There were a bunch of great films from India in the categories I was judging that didn’t make it to the shortlists. I am pretty sure this happened because of the entries in the film craft categories not sending in cases for their films. But a lot of the ones that won, had great cases. Were they necessary to highlight why the work was great? I don’t know. Did it help them win? 100%.
 
I am sure there are better platforms and people more equipped to critique and debate the best work from the last year which is why I stuck to my experience at the festival.
 
Funnily enough, being at Cannes only made me more comfortable with myself. To have met filmmakers like Ricardo Maldonado who made the highest grossing Peruvian film of all time, went to university to study behavioural science at the age of 47 and still wants to stick to advertising.
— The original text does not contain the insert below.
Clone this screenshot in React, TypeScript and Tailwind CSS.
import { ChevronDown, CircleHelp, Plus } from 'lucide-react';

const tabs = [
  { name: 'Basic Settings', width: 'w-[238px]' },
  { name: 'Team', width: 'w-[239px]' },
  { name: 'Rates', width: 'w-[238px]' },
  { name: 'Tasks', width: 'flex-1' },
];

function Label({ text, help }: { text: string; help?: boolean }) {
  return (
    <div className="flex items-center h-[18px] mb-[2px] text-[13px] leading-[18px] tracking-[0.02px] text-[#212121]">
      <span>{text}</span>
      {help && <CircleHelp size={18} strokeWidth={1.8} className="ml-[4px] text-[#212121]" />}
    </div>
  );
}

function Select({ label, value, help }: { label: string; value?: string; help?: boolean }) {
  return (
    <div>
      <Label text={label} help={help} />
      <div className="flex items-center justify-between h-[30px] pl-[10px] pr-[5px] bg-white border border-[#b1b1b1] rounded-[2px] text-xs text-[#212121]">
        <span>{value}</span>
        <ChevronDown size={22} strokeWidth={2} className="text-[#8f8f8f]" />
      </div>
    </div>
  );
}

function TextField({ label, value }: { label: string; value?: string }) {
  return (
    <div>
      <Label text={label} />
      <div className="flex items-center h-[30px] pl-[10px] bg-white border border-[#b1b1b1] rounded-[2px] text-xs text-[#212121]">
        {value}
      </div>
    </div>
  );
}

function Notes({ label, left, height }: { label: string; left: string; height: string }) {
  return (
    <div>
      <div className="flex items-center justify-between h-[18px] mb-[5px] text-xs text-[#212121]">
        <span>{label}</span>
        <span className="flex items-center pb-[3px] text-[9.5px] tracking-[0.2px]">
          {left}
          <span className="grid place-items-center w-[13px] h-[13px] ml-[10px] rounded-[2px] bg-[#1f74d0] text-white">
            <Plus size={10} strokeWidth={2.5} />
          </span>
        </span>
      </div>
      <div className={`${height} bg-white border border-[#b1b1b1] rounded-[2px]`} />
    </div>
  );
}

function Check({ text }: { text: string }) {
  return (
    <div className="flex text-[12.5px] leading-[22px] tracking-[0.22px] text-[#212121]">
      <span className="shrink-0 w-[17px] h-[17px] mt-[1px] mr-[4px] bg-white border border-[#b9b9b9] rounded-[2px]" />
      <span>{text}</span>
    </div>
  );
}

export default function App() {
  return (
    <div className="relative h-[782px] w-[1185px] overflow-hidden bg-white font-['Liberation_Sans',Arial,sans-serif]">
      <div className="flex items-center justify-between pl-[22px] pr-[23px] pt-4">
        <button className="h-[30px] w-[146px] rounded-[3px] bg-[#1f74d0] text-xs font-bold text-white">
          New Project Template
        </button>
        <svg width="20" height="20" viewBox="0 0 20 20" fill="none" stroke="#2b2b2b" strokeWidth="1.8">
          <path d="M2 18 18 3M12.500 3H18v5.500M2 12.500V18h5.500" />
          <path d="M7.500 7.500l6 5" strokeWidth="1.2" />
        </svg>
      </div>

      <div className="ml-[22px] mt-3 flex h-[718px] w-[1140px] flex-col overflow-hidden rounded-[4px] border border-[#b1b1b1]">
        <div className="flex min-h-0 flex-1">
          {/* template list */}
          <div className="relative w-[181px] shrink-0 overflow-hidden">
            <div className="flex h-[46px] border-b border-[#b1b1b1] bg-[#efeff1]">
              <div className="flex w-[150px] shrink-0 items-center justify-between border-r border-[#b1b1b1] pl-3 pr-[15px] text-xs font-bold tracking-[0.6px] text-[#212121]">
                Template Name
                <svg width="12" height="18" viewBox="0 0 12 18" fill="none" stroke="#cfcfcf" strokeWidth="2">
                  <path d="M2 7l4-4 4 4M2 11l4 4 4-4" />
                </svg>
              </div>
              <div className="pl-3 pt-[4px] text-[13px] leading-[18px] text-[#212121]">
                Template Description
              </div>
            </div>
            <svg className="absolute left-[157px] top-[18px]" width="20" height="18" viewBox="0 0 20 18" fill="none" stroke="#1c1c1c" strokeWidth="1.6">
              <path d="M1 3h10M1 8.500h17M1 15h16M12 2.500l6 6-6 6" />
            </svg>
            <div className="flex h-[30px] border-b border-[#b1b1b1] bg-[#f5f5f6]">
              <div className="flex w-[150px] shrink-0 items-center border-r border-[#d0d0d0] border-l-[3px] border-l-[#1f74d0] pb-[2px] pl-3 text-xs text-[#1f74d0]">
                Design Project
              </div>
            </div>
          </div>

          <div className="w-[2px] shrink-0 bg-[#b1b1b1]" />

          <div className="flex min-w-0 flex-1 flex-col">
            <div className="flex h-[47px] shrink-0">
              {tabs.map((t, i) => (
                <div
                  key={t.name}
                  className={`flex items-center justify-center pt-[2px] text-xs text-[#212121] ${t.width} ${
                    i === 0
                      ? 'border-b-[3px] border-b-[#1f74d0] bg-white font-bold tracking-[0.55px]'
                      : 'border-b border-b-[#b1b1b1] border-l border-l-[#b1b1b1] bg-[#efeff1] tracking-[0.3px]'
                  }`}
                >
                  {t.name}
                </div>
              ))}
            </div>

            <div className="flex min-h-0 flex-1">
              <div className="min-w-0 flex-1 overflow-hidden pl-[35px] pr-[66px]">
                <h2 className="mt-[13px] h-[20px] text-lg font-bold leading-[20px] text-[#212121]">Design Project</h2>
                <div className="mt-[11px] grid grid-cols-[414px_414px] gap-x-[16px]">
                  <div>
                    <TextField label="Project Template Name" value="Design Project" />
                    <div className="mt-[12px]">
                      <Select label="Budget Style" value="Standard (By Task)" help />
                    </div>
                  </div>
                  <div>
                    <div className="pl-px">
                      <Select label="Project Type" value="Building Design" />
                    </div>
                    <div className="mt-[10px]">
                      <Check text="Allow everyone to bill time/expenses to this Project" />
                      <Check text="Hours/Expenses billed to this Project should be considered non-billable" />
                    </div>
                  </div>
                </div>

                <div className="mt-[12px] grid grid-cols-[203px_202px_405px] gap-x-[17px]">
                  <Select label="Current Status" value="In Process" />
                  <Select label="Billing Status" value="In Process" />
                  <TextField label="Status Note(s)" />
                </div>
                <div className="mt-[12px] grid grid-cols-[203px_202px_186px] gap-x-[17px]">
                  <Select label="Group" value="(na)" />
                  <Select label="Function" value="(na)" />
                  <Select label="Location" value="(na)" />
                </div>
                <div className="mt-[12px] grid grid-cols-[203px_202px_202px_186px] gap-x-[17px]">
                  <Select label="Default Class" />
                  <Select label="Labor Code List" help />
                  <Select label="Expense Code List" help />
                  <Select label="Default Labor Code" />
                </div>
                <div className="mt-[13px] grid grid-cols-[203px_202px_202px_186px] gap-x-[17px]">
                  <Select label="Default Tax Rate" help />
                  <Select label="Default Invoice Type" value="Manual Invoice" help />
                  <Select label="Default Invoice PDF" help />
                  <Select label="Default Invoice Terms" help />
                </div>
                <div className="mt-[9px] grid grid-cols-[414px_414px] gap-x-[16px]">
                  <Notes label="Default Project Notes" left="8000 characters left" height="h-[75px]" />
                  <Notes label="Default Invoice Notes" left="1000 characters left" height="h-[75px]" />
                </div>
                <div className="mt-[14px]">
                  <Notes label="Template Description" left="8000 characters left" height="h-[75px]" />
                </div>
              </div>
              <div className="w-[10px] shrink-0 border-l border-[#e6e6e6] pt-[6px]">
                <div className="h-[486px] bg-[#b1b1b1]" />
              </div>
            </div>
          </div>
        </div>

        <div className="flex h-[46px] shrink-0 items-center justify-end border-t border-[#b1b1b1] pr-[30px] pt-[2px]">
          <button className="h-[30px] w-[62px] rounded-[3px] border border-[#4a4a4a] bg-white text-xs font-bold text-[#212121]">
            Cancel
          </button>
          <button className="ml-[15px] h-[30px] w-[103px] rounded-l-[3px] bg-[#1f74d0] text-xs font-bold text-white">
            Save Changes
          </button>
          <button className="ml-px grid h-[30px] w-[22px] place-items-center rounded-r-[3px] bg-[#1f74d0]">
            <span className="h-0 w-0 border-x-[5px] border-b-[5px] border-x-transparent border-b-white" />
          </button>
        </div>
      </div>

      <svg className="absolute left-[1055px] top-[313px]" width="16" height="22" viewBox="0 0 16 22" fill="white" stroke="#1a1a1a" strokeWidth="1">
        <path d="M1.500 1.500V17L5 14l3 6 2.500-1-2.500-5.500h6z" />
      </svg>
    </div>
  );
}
And another one much closer to home, Amit Sharma who despite having made a niche for himself in the mainstream Hindi film industry told me he would never stop making films for advertising. It seems like once you have tasted blood making a different kind of film every other month, there’s no going back. 
 
I know I am repeating myself, but I couldn’t have asked for a juicier first time than this one. To have come in with a piece of work from last year that everyone I met recognised, to have been on the jury, to have also had a campaign I worked on to be in competition and even win a couple of Lions! ‘Cannes’ not wait to be back. 
 
(The author is a freelance director who was among the Film Craft jurors at Cannes Lions 2023.)